Coronary artery flow is notoriously difficult to model due to the small size of these vessels, and the coupling of coronary vascular resistance with ventricular contraction. In this talk we will present a framework for modeling coronary hemodynamics, and demonstrate its application to a pediatric disease that targets the coronary arteries. Kawasaki disease (KD) is the leading cause of acquired heart disease in children, and can result in life-threatening coronary artery aneurysms in up to 25\% of patients. Patients with these aneurysms are at increased risk for thrombosis (blood clots), heart attack, and sudden death. Because current imaging methods for the coronary arteries generally do not provide flow information, clinical decisions regarding treatment of these patients are primarily based only on aneurysm shape, often ignoring important hemodynamic information. Our goal is to apply computer simulations to uncover hemodynamic factors that are linked to the risk of thrombosis, in order to develop a clinical tool that can stratify patient risk. We will present an overview of tools for patient specific modeling and simulation of coronary artery flow. In particular, we present new numerical methods for coupling closed-loop lumped parameter boundary conditions to a customized flow solver for stable and efficient numerical solutions that incorporate the dynamics of the circulatory system. We present recent results that quantify shear stress and residence times in aneurysms caused by KD for the first time. We go on to correlate simulation results with risk of thrombosis and other adverse events in multiple patients. Our ultimate goal is to provide clinicians with new tools that can improve long-term management of KD patients. We will also discuss application of these tools to simulating flow in adult coronary artery bypass graft patients.

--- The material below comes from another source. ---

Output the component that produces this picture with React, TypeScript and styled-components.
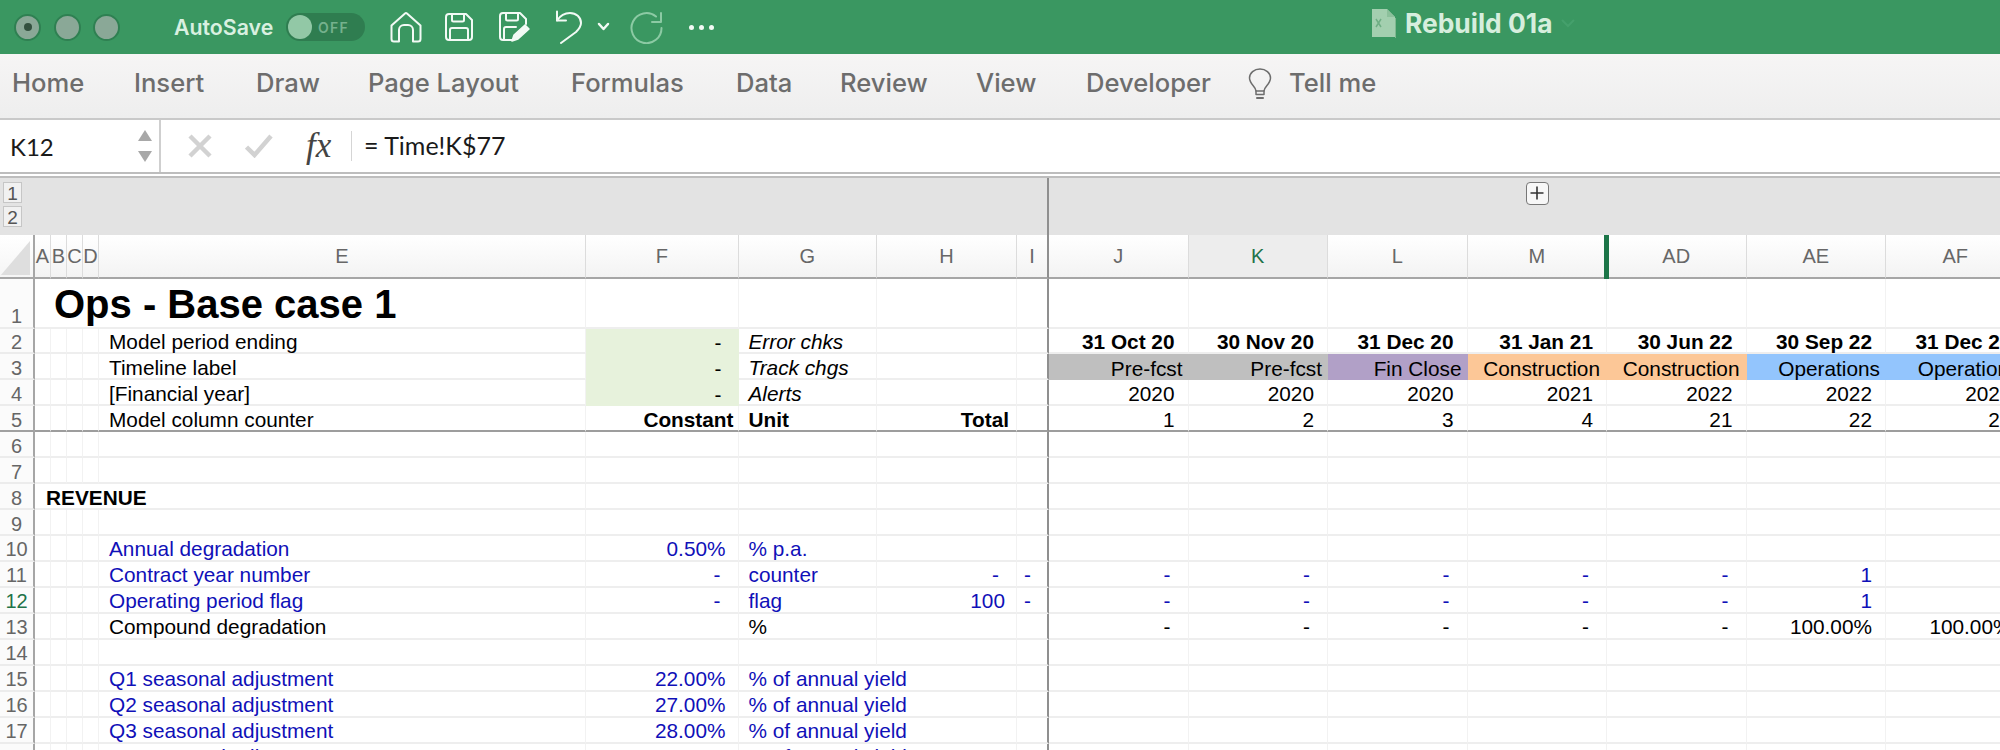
import React from "react";
import styled, { createGlobalStyle } from "styled-components";

const Global = createGlobalStyle`
  html, body { margin: 0; padding: 0; background: #fff; overflow: hidden; }
  #root { width: 2000px; height: 750px; overflow: hidden; }
`;

const Page = styled.div`
  width: 2000px;
  height: 750px;
  overflow: hidden;
  display: flex;
  flex-direction: column;
  font-family: "Liberation Sans", Arial, sans-serif;
`;

/* ---------- title bar ---------- */
const TitleBar = styled.header`
  height: 54px;
  flex: none;
  background: #3a9761;
  display: flex;
  align-items: center;
  padding-left: 14px;
  position: relative;
  font-family: Inter, sans-serif;
`;
const Lights = styled.div`
  display: flex;
  gap: 12.5px;
  width: 160px;
`;
const Light = styled.span`
  width: 27px;
  height: 27px;
  box-sizing: border-box;
  border-radius: 50%;
  background: #8aa897;
  border: 2px solid #2f8052;
  display: flex;
  align-items: center;
  justify-content: center;
`;
const LightDot = styled.span`
  width: 8px;
  height: 8px;
  border-radius: 50%;
  background: #33513f;
`;
const AutoSaveLabel = styled.span`
  color: #d9f0e0;
  font-size: 21.3px;
  font-weight: 600;
  width: 112px;
  white-space: nowrap;
`;
const Toggle = styled.div`
  width: 79px;
  height: 28px;
  border-radius: 14px;
  background: #2f7d50;
  display: flex;
  align-items: center;
  padding-left: 2px;
  box-sizing: border-box;
  gap: 6px;
  margin-right: 25px;
`;
const Knob = styled.span`
  width: 24px;
  height: 24px;
  border-radius: 50%;
  background: #92c8a6;
`;
const OffText = styled.span`
  color: #75b18d;
  font-size: 14px;
  font-weight: 600;
  letter-spacing: 1.2px;
`;
const QuickIcons = styled.div`
  display: flex;
  align-items: center;
`;
const IconSlot = styled.span<{ $w: number; $mr: number }>`
  width: ${(p) => p.$w}px;
  margin-right: ${(p) => p.$mr}px;
  display: flex;
  color: #f2faf5;
`;
const DocTitle = styled.div`
  position: absolute;
  left: 1371px;
  top: 0;
  height: 46px;
  display: flex;
  align-items: center;
  gap: 8px;
  color: #d6eedd;
  font-size: 26.4px;
  font-weight: 700;
  white-space: nowrap;
`;

/* ---------- ribbon tabs ---------- */
const Ribbon = styled.nav`
  height: 60px;
  flex: none;
  background: linear-gradient(#f6f5f5, #eeeeee);
  border-bottom: 2px solid #c9c9c9;
  display: flex;
  align-items: center;
  padding: 0 0 4px 12px;
  font-family: Inter, sans-serif;
`;
const Tab = styled.span<{ $w: number }>`
  width: ${(p) => p.$w}px;
  color: #6d6d6d;
  font-size: 25.6px;
  font-weight: 500;
  line-height: 30px;
  margin-top: -2px;
  white-space: nowrap;
  flex: none;
`;
const TellMe = styled(Tab)`
  margin-left: 17px;
`;
const BulbSvg = styled.svg`
  flex: none;
`;

/* ---------- formula bar ---------- */
const FormulaBar = styled.div`
  height: 52px;
  flex: none;
  background: #fff;
  display: flex;
  align-items: center;
  border-bottom: 6px double #bdbdbd;
  font-family: Lato, sans-serif;
  color: #1a1a1a;
  font-size: 24px;
`;
const NameBox = styled.div`
  width: 149px;
  height: 100%;
  flex: none;
  border-right: 2px solid #cfcfcf;
  display: flex;
  align-items: center;
  justify-content: space-between;
  padding-left: 10px;
  margin-right: 27px;
`;
const Stepper = styled.span`
  display: flex;
  flex-direction: column;
  gap: 10px;
  margin-right: 7px;
`;
const StepUp = styled.span<{ $down?: boolean }>`
  width: 0;
  height: 0;
  border-left: 7px solid transparent;
  border-right: 7px solid transparent;
  ${(p) =>
    p.$down
      ? "border-top: 11px solid #a8a8a8;"
      : "border-bottom: 11px solid #a8a8a8;"}
`;
const MarkSvg = styled.svg`
  flex: none;
`;
const CheckSvg = styled(MarkSvg)`
  margin-left: 33px;
`;
const FxLabel = styled.span`
  font-family: "Liberation Serif", serif;
  font-style: italic;
  font-size: 35px;
  color: #444;
  width: 45px;
  margin-left: 33px;
`;
const FxDivider = styled.span`
  width: 1px;
  height: 30px;
  background: #d5d5d5;
  margin-right: 12px;
`;
const FormulaText = styled.span`
  font-size: 25px;
  margin-top: -2px;
  white-space: pre;
`;

/* ---------- outline band ---------- */
const Band = styled.div`
  height: 57px;
  flex: none;
  background: #e3e3e3;
  display: flex;
`;
const BandLeft = styled.div`
  width: 1049px;
  box-sizing: border-box;
  border-right: 2px solid #8f8f8f;
  padding: 4px 0 0 3px;
  display: flex;
  flex-direction: column;
  gap: 3px;
`;
const BandRight = styled.div`
  flex: 1;
  padding: 4px 0 0 477px;
`;
const LevelButton = styled.span`
  width: 19px;
  height: 21px;
  background: #f1f1f1;
  border: 1px solid #c6c6c6;
  box-sizing: border-box;
  color: #555;
  font-size: 19px;
  line-height: 21px;
  text-align: center;
`;
const PlusButton = styled.span`
  width: 23px;
  height: 23px;
  box-sizing: border-box;
  display: block;
  background: #f7f7f7;
  border: 1.5px solid #777;
  border-radius: 4px;
`;

/* ---------- sheet ---------- */
const Sheet = styled.div`
  flex: none;
  width: 2025.5px;
  display: grid;
  grid-template-columns: 35px 16px 16px 16px 16px 487px 152.5px 138.5px 140px 32px repeat(7, 139.5px);
  grid-template-rows: 44px 49.5px repeat(17, 25.94px);
  font-size: 20.8px;
  color: #000;
`;
const Corner = styled.div`
  background: linear-gradient(#fff, #f5f5f5);
  border-right: 2px solid #a6a6a6;
  border-bottom: 2px solid #a6a6a6;
  box-sizing: border-box;
  display: flex;
  align-items: flex-end;
  padding: 0 0 2px 1px;
`;
const ColHead = styled.div<{ $active?: boolean; $mark?: boolean; $heavy?: boolean }>`
  position: relative;
  box-sizing: border-box;
  background: ${(p) => (p.$active ? "#ededed" : "linear-gradient(#fff, #f3f3f3)")};
  color: ${(p) => (p.$active ? "#1f7349" : "#676767")};
  border-right: ${(p) => (p.$heavy ? "2px solid #8f8f8f" : "1px solid #dcdcdc")};
  border-bottom: 2px solid #a6a6a6;
  font-size: 20px;
  display: flex;
  align-items: center;
  justify-content: center;
  ${(p) =>
    p.$mark
      ? `z-index: 1; &::after { content: ""; position: absolute; top: 0; bottom: -2px; right: -3px; width: 5px; background: #1c7548; }`
      : ""}
`;
const RowHead = styled.div<{ $active?: boolean; $rule?: boolean; $low?: boolean }>`
  box-sizing: border-box;
  background: #fbfbfb;
  color: ${(p) => (p.$active ? "#1f7349" : "#666")};
  border-right: 2px solid #a6a6a6;
  border-bottom: 2px solid ${(p) => (p.$rule ? "#a0a0a0" : "#ececec")};
  font-size: 20px;
  display: flex;
  justify-content: center;
  align-items: ${(p) => (p.$low ? "flex-end" : "center")};
  line-height: 1;
  overflow: hidden;
  padding-top: ${(p) => (p.$low ? "0" : "3px")};
  padding-bottom: ${(p) => (p.$low ? "1px" : "0")};
`;
const Cell = styled.div<{
  $span: number;
  $right?: boolean;
  $pad: number;
  $bold?: boolean;
  $italic?: boolean;
  $blue?: boolean;
  $fill?: string;
  $heavy?: boolean;
  $rule?: boolean;
}>`
  grid-column: span ${(p) => p.$span};
  box-sizing: border-box;
  min-width: 0;
  display: flex;
  align-items: center;
  white-space: nowrap;
  overflow: visible;
  justify-content: ${(p) => (p.$right ? "flex-end" : "flex-start")};
  padding: ${(p) => (p.$right ? `3px ${p.$pad}px 0 0` : `3px 0 0 ${p.$pad}px`)};
  font-weight: ${(p) => (p.$bold ? 700 : 400)};
  font-style: ${(p) => (p.$italic ? "italic" : "normal")};
  color: ${(p) => (p.$blue ? "#1010b8" : "#000")};
  background: ${(p) => p.$fill ?? "#fff"};
  border-right: ${(p) =>
    p.$heavy ? "2px solid #8f8f8f" : p.$fill ? "none" : "1px solid #f2f2f2"};
  border-bottom: ${(p) =>
    p.$rule ? "2px solid #9d9d9d" : p.$fill ? "none" : "2px solid #eeeeee"};
`;
const BigTitle = styled.span`
  font-size: 40px;
  font-weight: 700;
`;

/* ---------- data ---------- */
const COLS = ["A","B","C","D","E","F","G","H","I","J","K","L","M","AD","AE","AF"];
const HEADS = COLS;

type Spec = {
  t?: React.ReactNode;
  right?: boolean;
  pad?: number;
  bold?: boolean;
  italic?: boolean;
  blue?: boolean;
  fill?: string;
  span?: number;
};
type RowData = Record<string, Spec>;

const GREEN = "#e7f2dc";
const GREY = "#bfbfbf";
const PURPLE = "#b1a0c7";
const ORANGE = "#fcc797";
const BLUE = "#93c5fd";
const TIME = ["J","K","L","M","AD","AE","AF"];

const num = (t: string, extra: Spec = {}): Spec => ({ t, right: true, pad: 13, ...extra });
const dash = (extra: Spec = {}): Spec => ({ t: "-", right: true, pad: 17, ...extra });
const timeRow = (vals: string[], extra: Spec = {}): RowData =>
  Object.fromEntries(vals.map((v, i) => [TIME[i], num(v, extra)]));
const label = (t: string, blue = true): Spec => ({ t, pad: 10, blue });
const unit = (t: string, blue = true, span = 1): Spec => ({ t, pad: 10, blue, span });
const dashesBlue = (): RowData =>
  Object.fromEntries(TIME.slice(0, 5).map((c) => [c, dash({ blue: true })]));

const ROWS: RowData[] = [
  { A: { t: <BigTitle>Ops - Base case 1</BigTitle>, pad: 19, span: 5 } },
  {
    E: { t: "Model period ending", pad: 10 },
    F: dash({ fill: GREEN }),
    G: { t: "Error chks", pad: 10, italic: true },
    ...timeRow(["31 Oct 20","30 Nov 20","31 Dec 20","31 Jan 21","30 Jun 22","30 Sep 22","31 Dec 22"], { bold: true }),
  },
  {
    E: { t: "Timeline label", pad: 10 },
    F: dash({ fill: GREEN }),
    G: { t: "Track chgs", pad: 10, italic: true },
    J: num("Pre-fcst", { fill: GREY, pad: 6 }),
    K: num("Pre-fcst", { fill: GREY, pad: 6 }),
    L: num("Fin Close", { fill: PURPLE, pad: 6 }),
    M: num("Construction", { fill: ORANGE, pad: 7 }),
    AD: num("Construction", { fill: ORANGE, pad: 7 }),
    AE: num("Operations", { fill: BLUE, pad: 6 }),
    AF: num("Operations", { fill: BLUE, pad: 6 }),
  },
  {
    E: { t: "[Financial year]", pad: 10 },
    F: dash({ fill: GREEN }),
    G: { t: "Alerts", pad: 10, italic: true },
    ...timeRow(["2020","2020","2020","2021","2022","2022","2022"]),
  },
  {
    E: { t: "Model column counter", pad: 10 },
    F: { t: "Constant", right: true, pad: 4, bold: true },
    G: { t: "Unit", pad: 10, bold: true },
    H: { t: "Total", right: true, pad: 7, bold: true },
    ...timeRow(["1","2","3","4","21","22","23"]),
  },
  {},
  {},
  { A: { t: "REVENUE", pad: 11, bold: true, span: 5 } },
  {},
  {
    E: label("Annual degradation"),
    F: num("0.50%", { blue: true, pad: 12 }),
    G: unit("% p.a."),
  },
  {
    E: label("Contract year number"),
    F: dash({ blue: true }),
    G: unit("counter"),
    H: dash({ blue: true }),
    I: dash({ blue: true, pad: 16 }),
    ...dashesBlue(),
    AE: num("1", { blue: true }),
  },
  {
    E: label("Operating period flag"),
    F: dash({ blue: true }),
    G: unit("flag"),
    H: num("100", { blue: true, pad: 11 }),
    I: dash({ blue: true, pad: 16 }),
    ...dashesBlue(),
    AE: num("1", { blue: true }),
  },
  {
    E: label("Compound degradation", false),
    G: unit("%", false),
    J: dash(), K: dash(), L: dash(), M: dash(), AD: dash(),
    AE: num("100.00%"),
    AF: num("100.00%"),
  },
  {},
  { E: label("Q1 seasonal adjustment"), F: num("22.00%", { blue: true, pad: 12 }), G: unit("% of annual yield", true, 2) },
  { E: label("Q2 seasonal adjustment"), F: num("27.00%", { blue: true, pad: 12 }), G: unit("% of annual yield", true, 2) },
  { E: label("Q3 seasonal adjustment"), F: num("28.00%", { blue: true, pad: 12 }), G: unit("% of annual yield", true, 2) },
  { E: label("Q4 seasonal adjustment"), F: num("23.00%", { blue: true, pad: 12 }), G: unit("% of annual yield", true, 2) },
];

/* ---------- icons ---------- */
const stroke = { fill: "none", stroke: "currentColor", strokeWidth: 2, strokeLinecap: "round", strokeLinejoin: "round" } as const;

const HomeIcon = () => (
  <svg width="32" height="32" viewBox="0 0 32 32" {...stroke}>
    <path d="M1.5 14.5 15 2.5a1.5 1.5 0 0 1 2 0l13.5 12v13.5a2.5 2.5 0 0 1-2.5 2.5h-5V19a5 5 0 0 0-5-5h-4a5 5 0 0 0-5 5v11.500H4a2.500 2.500 0 0 1-2.500-2.500z" />
  </svg>
);
const SaveIcon = () => (
  <svg width="28" height="28" viewBox="0 0 28 28" {...stroke}>
    <path d="M4 1h17l6 6v17a3 3 0 0 1-3 3H4a3 3 0 0 1-3-3V4a3 3 0 0 1 3-3z" />
    <path d="M7 1v6a1.500 1.500 0 0 0 1.500 1.500h9A1.500 1.500 0 0 0 19 7V1" />
    <path d="M5 27V17a2 2 0 0 1 2-2h14a2 2 0 0 1 2 2v10" />
  </svg>
);
const SaveAsIcon = () => (
  <svg width="32" height="30" viewBox="0 0 32 30" {...stroke}>
    <path d="M14 28H4a3 3 0 0 1-3-3V4a3 3 0 0 1 3-3h17l6 6v5" />
    <path d="M7 1v6a1.500 1.500 0 0 0 1.500 1.500h9A1.500 1.500 0 0 0 19 7V1" />
    <path d="M5 27V17a2 2 0 0 1 2-2h10" />
    <path d="M13 29l2-6 11-10 4 4-11 10z" fill="currentColor" strokeWidth="1.500" />
  </svg>
);
const UndoIcon = () => (
  <svg width="28" height="34" viewBox="0 0 28 34" {...stroke}>
    <path d="M2 1.500v9h9" />
    <path d="M2 10.500C5 6 9 3 15 3c6 0 11 4 11 10 0 4-2 6-5 9L6 33" />
  </svg>
);
const Chevron = () => (
  <svg width="13" height="10" viewBox="0 0 13 10" fill="none" stroke="currentColor" strokeWidth="2.500" strokeLinecap="round" strokeLinejoin="round">
    <path d="M2 2l4.500 5L11 2" />
  </svg>
);
const RedoIcon = () => (
  <svg width="33" height="33" viewBox="0 0 33 33" fill="none" stroke="#8ccaa4" strokeWidth="2" strokeLinecap="round" strokeLinejoin="round">
    <path d="M26 5.500A15 15 0 1 0 31.500 17" />
    <path d="M31 2v9h-9" />
  </svg>
);
const Dots = () => (
  <svg width="27" height="7" viewBox="0 0 27 7" fill="currentColor">
    <circle cx="3.500" cy="3.500" r="2.500" />
    <circle cx="13.500" cy="3.500" r="2.500" />
    <circle cx="23.500" cy="3.500" r="2.500" />
  </svg>
);
const DocIcon = () => (
  <svg width="26" height="30" viewBox="0 0 26 30">
    <path d="M1 1h15l8 8v20H1z" fill="#a3cfaf" />
    <path d="M16 1v8h8z" fill="#8cc09b" />
    <path d="M24.500 10v20" stroke="#7fb990" strokeWidth="1" />
    <path d="M5 11l5 8M10 11l-5 8" stroke="#6fae84" strokeWidth="1.500" fill="none" />
  </svg>
);
const TitleChevron = () => (
  <svg width="16" height="10" viewBox="0 0 16 10" fill="none" stroke="#45a06c" strokeWidth="2">
    <path d="M2 2l6 6 6-6" />
  </svg>
);
const Bulb = () => (
  <BulbSvg width="24" height="32" viewBox="0 0 24 32" fill="none" stroke="#6d6d6d" strokeWidth="1.500" strokeLinecap="round" strokeLinejoin="round">
    <path d="M8 23c0-4-6.500-7-6.500-13a10.500 9 0 0 1 21 0c0 6-6.500 9-6.500 13z" />
    <path d="M8 23v3.500h8V23" />
    <path d="M9 30h6" strokeWidth="2" />
  </BulbSvg>
);
const XMark = () => (
  <MarkSvg width="24" height="24" viewBox="0 0 24 24" stroke="#d2d2d2" strokeWidth="4.500" fill="none">
    <path d="M2 2l20 20M22 2L2 22" />
  </MarkSvg>
);
const CheckMark = () => (
  <CheckSvg width="28" height="24" viewBox="0 0 28 24" stroke="#d2d2d2" strokeWidth="4.500" fill="none">
    <path d="M1.500 13l8 8L26 2" />
  </CheckSvg>
);
const Plus = () => (
  <svg width="20" height="20" viewBox="0 0 20 20" stroke="#333" strokeWidth="1.600" fill="none">
    <path d="M10 3.500v13M3.500 10h13" />
  </svg>
);
const CornerTriangle = () => (
  <svg width="30" height="34" viewBox="0 0 30 34">
    <path d="M0 34L29 0v34z" fill="#dedede" />
  </svg>
);

const TABS: [string, number][] = [
  ["Home", 122], ["Insert", 122], ["Draw", 112], ["Page Layout", 203], ["Formulas", 165],
  ["Data", 104], ["Review", 136], ["View", 110], ["Developer", 162],
];

export default function App() {
  return (
    <Page>
      <Global />
      <TitleBar>
        <Lights>
          <Light><LightDot /></Light>
          <Light />
          <Light />
        </Lights>
        <AutoSaveLabel>AutoSave</AutoSaveLabel>
        <Toggle><Knob /><OffText>OFF</OffText></Toggle>
        <QuickIcons>
          <IconSlot $w={32} $mr={23}><HomeIcon /></IconSlot>
          <IconSlot $w={28} $mr={26}><SaveIcon /></IconSlot>
          <IconSlot $w={32} $mr={24}><SaveAsIcon /></IconSlot>
          <IconSlot $w={28} $mr={14}><UndoIcon /></IconSlot>
          <IconSlot $w={13} $mr={20}><Chevron /></IconSlot>
          <IconSlot $w={33} $mr={25}><RedoIcon /></IconSlot>
          <IconSlot $w={27} $mr={0}><Dots /></IconSlot>
        </QuickIcons>
        <DocTitle>
          <DocIcon />
          <span>Rebuild 01a</span>
          <TitleChevron />
        </DocTitle>
      </TitleBar>

      <Ribbon>
        {TABS.map(([t, w]) => <Tab key={t} $w={w}>{t}</Tab>)}
        <Bulb />
        <TellMe $w={90}>Tell me</TellMe>
      </Ribbon>

      <FormulaBar>
        <NameBox>
          <span>K12</span>
          <Stepper><StepUp /><StepUp $down /></Stepper>
        </NameBox>
        <XMark />
        <CheckMark />
        <FxLabel>fx</FxLabel>
        <FxDivider />
        <FormulaText>= Time!K$77</FormulaText>
      </FormulaBar>

      <Band>
        <BandLeft>
          <LevelButton>1</LevelButton>
          <LevelButton>2</LevelButton>
        </BandLeft>
        <BandRight>
          <PlusButton><Plus /></PlusButton>
        </BandRight>
      </Band>

      <Sheet>
        <Corner><CornerTriangle /></Corner>
        {HEADS.map((h) => (
          <ColHead key={h} $active={h === "K"} $mark={h === "M"} $heavy={h === "I"}>{h}</ColHead>
        ))}
        {ROWS.map((row, i) => {
          const n = i + 1;
          const rule = n === 5;
          const cells: React.ReactNode[] = [];
          let c = 0;
          while (c < COLS.length) {
            const col = COLS[c];
            const spec = row[col] ?? {};
            const span = spec.span ?? 1;
            const last = COLS[c + span - 1];
            cells.push(
              <Cell
                key={col}
                $span={span}
                $right={spec.right}
                $pad={spec.pad ?? 0}
                $bold={spec.bold}
                $italic={spec.italic}
                $blue={spec.blue}
                $fill={spec.fill}
                $heavy={last === "I"}
                $rule={rule}
              >
                {spec.t}
              </Cell>
            );
            c += span;
          }
          return (
            <React.Fragment key={n}>
              <RowHead $active={n === 12} $rule={rule} $low={n === 1}>{n}</RowHead>
              {cells}
            </React.Fragment>
          );
        })}
      </Sheet>
    </Page>
  );
}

Alison Marsden is currently an assistant professor and Jacobs Faculty Fellow in the Mechanical and Aerospace Engineering department at the University of California San Diego. She graduated with a bachelor's degree in mechanical engineering from Princeton University in 1998, a PhD in mechanical engineering from Stanford in 2005, and did postdoctoral work at Stanford University in bioengineering and pediatric cardiology from 2005-07. She has been the recipient of an American Heart Association postdoctoral fellowship, an AHA beginning grant in aid award, a Burroughs Wellcome Fund Career Award at the Scientific Interface, an NSF CAREER award, and is a member of an international Leducq Foundation Network of Excellence. Her work focuses on the development of numerical methods for simulation of cardiovascular blood flow problems, application of optimization to fluid mechanics, and use of engineering tools to impact patient care in cardiovascular surgery and congenital heart disease.